The National Film Board of Canada website lists two Weisenborn shorts in its archive:
"When Asia Speaks" (1944, 19 m.) and
"Tomorrow's Citizens" (1947, 11 m.), the first of which may be ordered on DVD.
The Academic Film Archive of North America website indicates that in the early 1950s Weisenborn worked frequently with Academy Award nominee
John Barnes on projects like
"Safety on the Playground", a railroad safety documentary called
"Impact" and story films to accompany Dick and Jane reading primers. According to his AFANC autobio, Barnes was from Chicago, though he spent periods living and working in London, Rome and elsewhere. As Lewis was based in Chicago and
The Prime Time was eventually shot in the area, it seems likely that Weisenborn had relocated to Illinois sometime after the war. The most intriguing Weisenborn/Barnes collaboration,
"People Along the Mississippi" (1952, 21:39 m), is an educational short made for Encyclopedia Britannica films, and is readily viewable at
Archive.org. A sweet and historically interesting parable of racial integration in America,
"Mississippi" is more poetic and stylish than the average '50s classroom film. Weisenborn is named as a Chicago filmmaker by the
Chicago Film Archives, which houses ten of his prints and an interneg (titles not listed online).
It is likely that Lewis had a strong hand in creative decisions, and Friedman owns up to having shot some pickups of the quarry swimming scene, which are frankly the worst looking, sloppiest section of the film. Comparison between the filmmakers is inevitable, but both Weisenborn and Lewis have their strengths.
This is thorny territory normally bypassed in this journal. Lewis has given enough talks and interviews to establish his preferred position on the topic of his artistry. Plainly, he presents himself as a savvy businessman, sometimes as a jovial, witty huckster, and no more; the stance being that he provides product of ample running time and audiences are sufficiently entertained so as not to request refunds. Point certainly taken, and the rough edges and semi-competence are thus chalked up to indifference and irrelevance. But that lack of attention to technique accumulates into a recognizable, peculiar style, integral to Lewis' appeal, and that is the partial cause and purpose of this exercise.
The Girl, the Bottle, and the Phone
Based on
The Prime Time and his available short subjects, Weisenborn has a better grasp of traditional cinematic basics than evinced by his producers in their own directorial work, or at least more interest in and dedication to classic form. He has a strong compositional sense, frames shots and moves the camera to accommodate movement with greater accuracy.

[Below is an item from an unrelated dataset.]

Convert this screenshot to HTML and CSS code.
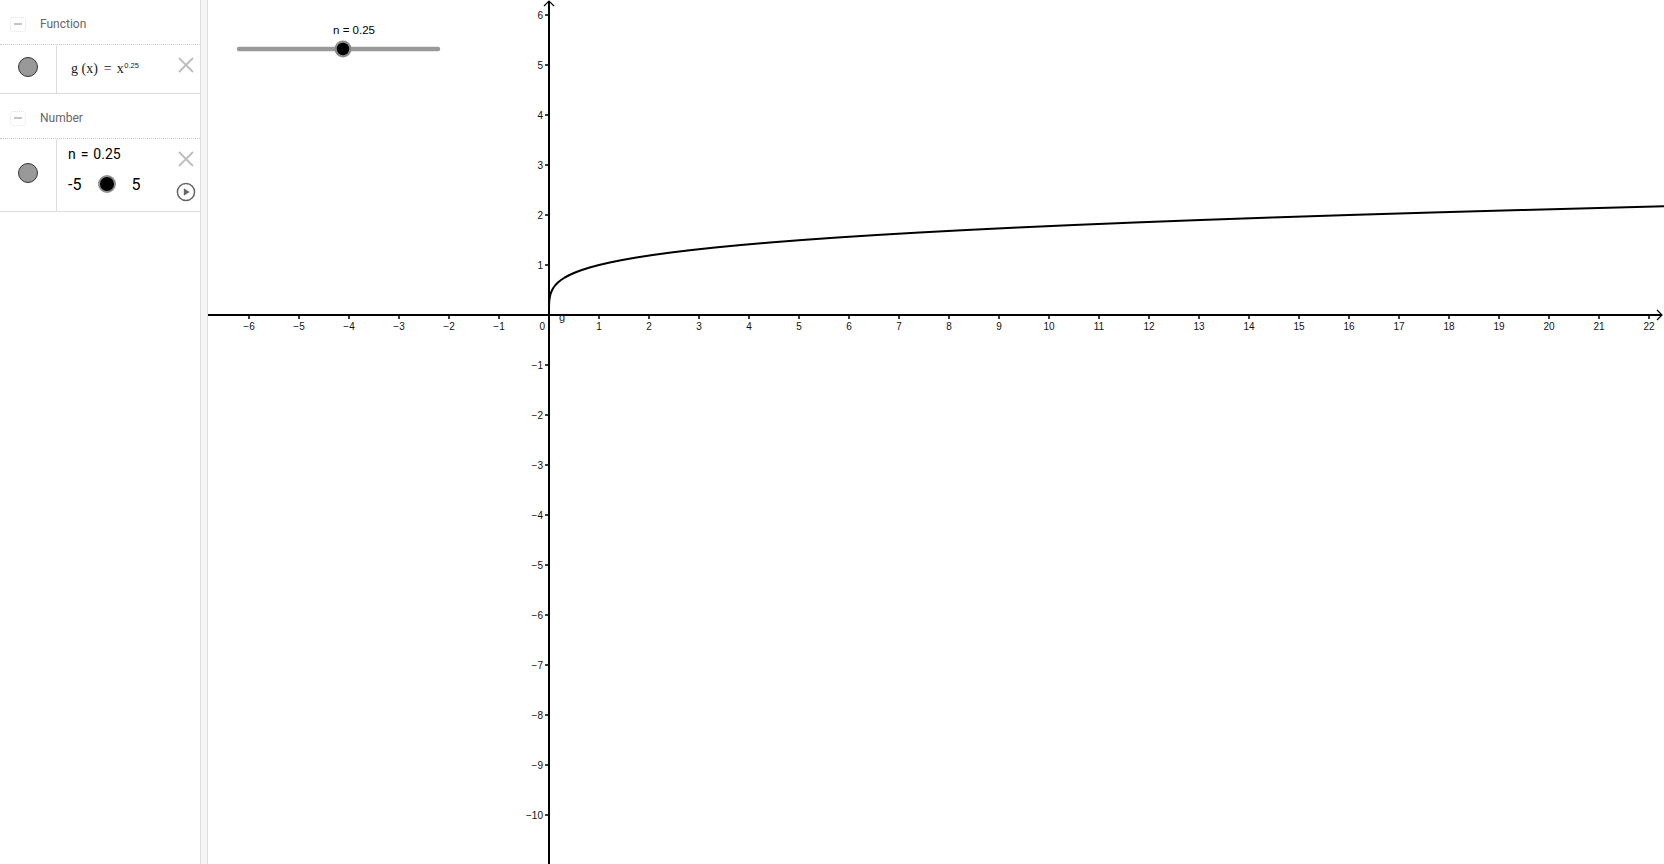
FILE: index.html
```html
<!DOCTYPE html>
<html>
<head>
<meta charset="utf-8">
<title>GeoGebra</title>
<link rel="stylesheet" href="styles.css">
</head>
<body>
<aside class="av">
  <div class="group-head"><span class="toggle"><span class="bar"></span></span><span class="gtitle">Function</span></div>
  <div class="item item-func">
    <div class="marble-col"><span class="marble"></span></div>
    <div class="content content-func"><span class="formula">g&nbsp;(x)<span class="eq">=</span>x<sup>0.25</sup></span></div>
    <div class="actions">
      <svg class="xicon" width="16" height="16" viewBox="0 0 16 16"><path d="M1 1L15 15M15 1L1 15"/></svg>
    </div>
  </div>
  <div class="group-head"><span class="toggle"><span class="bar"></span></span><span class="gtitle">Number</span></div>
  <div class="item item-num">
    <div class="marble-col"><span class="marble"></span></div>
    <div class="content content-num">
      <div class="num-def">n = 0.25</div>
      <div class="av-slider"><span class="lim">-5</span><span class="knob"></span><span class="lim lim-max">5</span></div>
    </div>
    <div class="actions">
      <svg class="xicon" width="16" height="16" viewBox="0 0 16 16"><path d="M1 1L15 15M15 1L1 15"/></svg>
      <svg class="play" width="20" height="20" viewBox="0 0 20 20"><circle cx="10" cy="10" r="8.6"/><path d="M7.8 6.2V13.8L13.6 10Z"/></svg>
    </div>
  </div>
</aside>
<div class="splitter"></div>
<main class="ev">
<svg class="plot" width="1456" height="864" viewBox="208 0 1456 864">
  <g class="slider">
    <text class="slabel" x="354" y="34">n = 0.25</text>
    <path class="strack" d="M239 49H438"/>
    <circle class="sring" cx="343" cy="49" r="8.5"/>
    <circle class="sdot" cx="343" cy="49" r="6.2"/>
  </g>
  <path class="axis" d="M208 315H1662M549 1V864"/>
  <path class="arrow" d="M544 6L549 1L554 6M1657 310L1662 315L1657 320"/>
  <path class="ticks" d="M249 315v4M299 315v4M349 315v4M399 315v4M449 315v4M499 315v4M599 315v4M649 315v4M699 315v4M749 315v4M799 315v4M849 315v4M899 315v4M949 315v4M999 315v4M1049 315v4M1099 315v4M1149 315v4M1199 315v4M1249 315v4M1299 315v4M1349 315v4M1399 315v4M1449 315v4M1499 315v4M1549 315v4M1599 315v4M1649 315v4M545 15h4M545 65h4M545 115h4M545 165h4M545 215h4M545 265h4M545 365h4M545 415h4M545 465h4M545 515h4M545 565h4M545 615h4M545 665h4M545 715h4M545 765h4M545 815h4"/>
  <g class="xl">
    <text x="249" y="330">−6</text><text x="299" y="330">−5</text><text x="349" y="330">−4</text><text x="399" y="330">−3</text><text x="449" y="330">−2</text><text x="499" y="330">−1</text>
    <text x="599" y="330">1</text><text x="649" y="330">2</text><text x="699" y="330">3</text><text x="749" y="330">4</text><text x="799" y="330">5</text><text x="849" y="330">6</text><text x="899" y="330">7</text><text x="949" y="330">8</text><text x="999" y="330">9</text><text x="1049" y="330">10</text><text x="1099" y="330">11</text><text x="1149" y="330">12</text><text x="1199" y="330">13</text><text x="1249" y="330">14</text><text x="1299" y="330">15</text><text x="1349" y="330">16</text><text x="1399" y="330">17</text><text x="1449" y="330">18</text><text x="1499" y="330">19</text><text x="1549" y="330">20</text><text x="1599" y="330">21</text><text x="1649" y="330">22</text>
  </g>
  <g class="yl">
    <text x="543" y="18.5">6</text><text x="543" y="68.5">5</text><text x="543" y="118.5">4</text><text x="543" y="168.5">3</text><text x="543" y="218.5">2</text><text x="543" y="268.5">1</text>
    <text x="545" y="330">0</text>
    <text x="543" y="368.5">−1</text><text x="543" y="418.5">−2</text><text x="543" y="468.5">−3</text><text x="543" y="518.5">−4</text><text x="543" y="568.5">−5</text><text x="543" y="618.5">−6</text><text x="543" y="668.5">−7</text><text x="543" y="718.5">−8</text><text x="543" y="768.5">−9</text><text x="543" y="818.5">−10</text>
  </g>
  <path class="curve" d="M549 315L549.0003 312.5L549.005 310L549.025 307.5L549.08 305L549.195 302.5L549.405 300L549.75 297.5L550.28 295L551.05 292.5L552.125 290L553.575 287.5L555.48 285L557.925 282.5L561.005 280L564.82 277.5L569.48 275L575.1 272.5L581.805 270L589.725 267.5L599 265L609.78 262.5L622.2 260L636.45 257.5L652.68 255L671.07 252.5L691.8 250L715.08 247.5L741.08 245L770 242.5L802.125 240L837.6 237.5L876.68 235L919.6 232.5L966.6 230L1017.9 227.5L1073.88 225L1134.7 222.5L1200.6 220L1271.95 217.5L1349 215L1432.05 212.5L1521.4 210L1617.4 207.5L1720.3 205"/>
  <text class="glabel" x="559" y="321">g</text>
</svg>
</main>
</body>
</html>
```

FILE: styles.css
```css
html, body {
  margin: 0;
  padding: 0;
  background: #fff;
}
body {
  display: flex;
  height: 864px;
  overflow: hidden;
  font-family: Roboto, "Liberation Sans", sans-serif;
  color: #000;
}
.av {
  width: 200px;
  flex: none;
}
.group-head {
  height: 40px;
  padding-top: 4px;
  border-bottom: 1px dotted #c8c8c8;
  display: flex;
  align-items: center;
}
.toggle {
  width: 14px;
  height: 13px;
  margin-left: 10px;
  border: 1px dotted #e2e2e2;
  border-radius: 3px;
  display: flex;
  align-items: center;
  justify-content: center;
}
.toggle .bar {
  width: 8px;
  height: 2px;
  background: #c4c4c4;
}
.gtitle {
  margin-left: 14px;
  font-size: 12px;
  color: #666;
}
.item {
  display: flex;
  border-bottom: 1px solid #dcdcdc;
}
.item-func {
  height: 48px;
}
.item-num {
  height: 72px;
}
.marble-col {
  width: 56px;
  flex: none;
  border-right: 1px solid #dcdcdc;
  display: flex;
  justify-content: center;
  align-items: center;
  padding-bottom: 4px;
  box-sizing: content-box;
}
.item .marble-col {
  height: calc(100% - 4px);
}
.marble {
  width: 20px;
  height: 20px;
  box-sizing: border-box;
  border-radius: 50%;
  background: #999;
  border: 1px solid #333;
}
.content {
  flex: 1;
  padding-left: 11px;
  min-width: 0;
}
.content-func {
  display: flex;
  align-items: center;
}
.formula {
  margin-left: 3px;
  font-family: "Liberation Serif", serif;
  font-size: 14px;
  color: #222;
  white-space: nowrap;
}
.formula .eq {
  margin: 0 5px 0 6px;
}
.formula sup {
  font-family: "Liberation Sans", sans-serif;
  font-size: 7.5px;
  vertical-align: 5px;
  line-height: 0;
  margin-left: 0.5px;
}
.content-num {
  padding-top: 5px;
}
.num-def {
  font-size: 14px;
  line-height: 20px;
  word-spacing: 1.5px;
}
.av-slider {
  margin-top: 9px;
  height: 22px;
  display: flex;
  align-items: center;
}
.lim {
  font-size: 16px;
}
.knob {
  width: 18px;
  height: 18px;
  box-sizing: border-box;
  margin-left: 17px;
  border-radius: 50%;
  background: #000;
  border: 2.5px solid #8f8f8f;
}
.lim-max {
  margin-left: 15px;
}
.actions {
  width: 28px;
  flex: none;
  padding-top: 12px;
  display: flex;
  flex-direction: column;
  align-items: center;
}
.xicon path {
  stroke: #bdbdbd;
  stroke-width: 1.8;
  fill: none;
}
.play {
  margin-top: 15px;
}
.play circle {
  fill: none;
  stroke: #666;
  stroke-width: 1.5;
}
.play path {
  fill: #666;
}
.splitter {
  width: 6px;
  flex: none;
  background: #f5f5f5;
  border-left: 1px solid #dcdcdc;
  border-right: 1px solid #dcdcdc;
}
.ev {
  flex: 1;
  min-width: 0;
}
.plot {
  display: block;
  font-family: "Liberation Sans", Arial, sans-serif;
}
.slabel {
  font-size: 11.5px;
  text-anchor: middle;
  fill: #000;
}
.strack {
  stroke: #9a9a9a;
  stroke-width: 4.5;
  stroke-linecap: round;
  fill: none;
}
.sring {
  fill: #8a8a8a;
}
.sdot {
  fill: #000;
}
.axis {
  stroke: #000;
  stroke-width: 2;
  fill: none;
}
.arrow {
  stroke: #000;
  stroke-width: 1.2;
  fill: none;
}
.ticks {
  stroke: #000;
  stroke-width: 1.5;
  fill: none;
}
.xl text, .yl text {
  font-size: 10px;
  fill: #111;
}
.xl text {
  text-anchor: middle;
}
.yl text {
  text-anchor: end;
}
.curve {
  stroke: #000;
  stroke-width: 2;
  fill: none;
  stroke-linejoin: round;
}
.glabel {
  font-size: 11px;
  fill: #222;
}
```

The Prime Time is not exactly dripping with style, but Weisenborn sometimes stages action on multiple planes and foregrounds important props a few times. As Jean contemplates answering a ringing phone, it looms in the fore, as do a pair of carnival prize wicker monkeys in her bedroom as Tony reminisces about the missing girl. There is not enough available work to determine what constitutes the Weisenbornian touch, but the tone throughout has a intensity of conviction that Lewis' work does not. That may not be to
The Prime Time's benefit as memorable entertainment, but it makes it less weird than many pictures on its family tree.
The Beard: Adam Sorg, Take One
Weisenborn may be a more technically competent director than Lewis — even after thirty feature films — but the fingerprints of the producers are all over
The Prime Time anyway. Like John Carpenter, Clint Eastwood, and Charlie Chaplin, Lewis sometimes scores his own work, and here he provides lyrics for the two slightly alien musical numbers. The plot only produces a pair of corpses, but they are created by an elaborate, unusual accident and murder, then posed in interesting tableau. The Beard is the first in Lewis' lineage of obsessed, murderous artists, which will carry through Adam Sorg of
Color Me Blood Red (1965) and climax with the unforgettable Montag the Magnificent,
The Wizard of Gore (1970). Delinquent behavior, the rock n' roll scene, sexually active teen girls, and the men who would exploit them are topics that Lewis would revisit in various combinations in
Scum of the Earth (1963),
Sin, Suffer and Repent (1965),
The Girl, the Body, and the Pill (1967),
Blast-Off Girls (1967),
She-Devils on Wheels (1968),
Alley Tramp (1968), and
Just for the Hell of It (1968).
With all its historic firsts,
The Prime Time has another claim to fame as Karen Black's screen debut. Indeed, in the finished product, the future
Trilogy of Terror star can be glimpsed dancing at Luigi's and posing for The Beard at The Golden Goose. Friedman relates an anecdote that midway through shooting Black signed a manager and the company was paid $2,500 to destroy the nude footage of her appearance in the swimming scene. A far-fetched tale, perhaps, but the point is clear: Lewis and Friedman found a way to make money off their picture before it was even completed.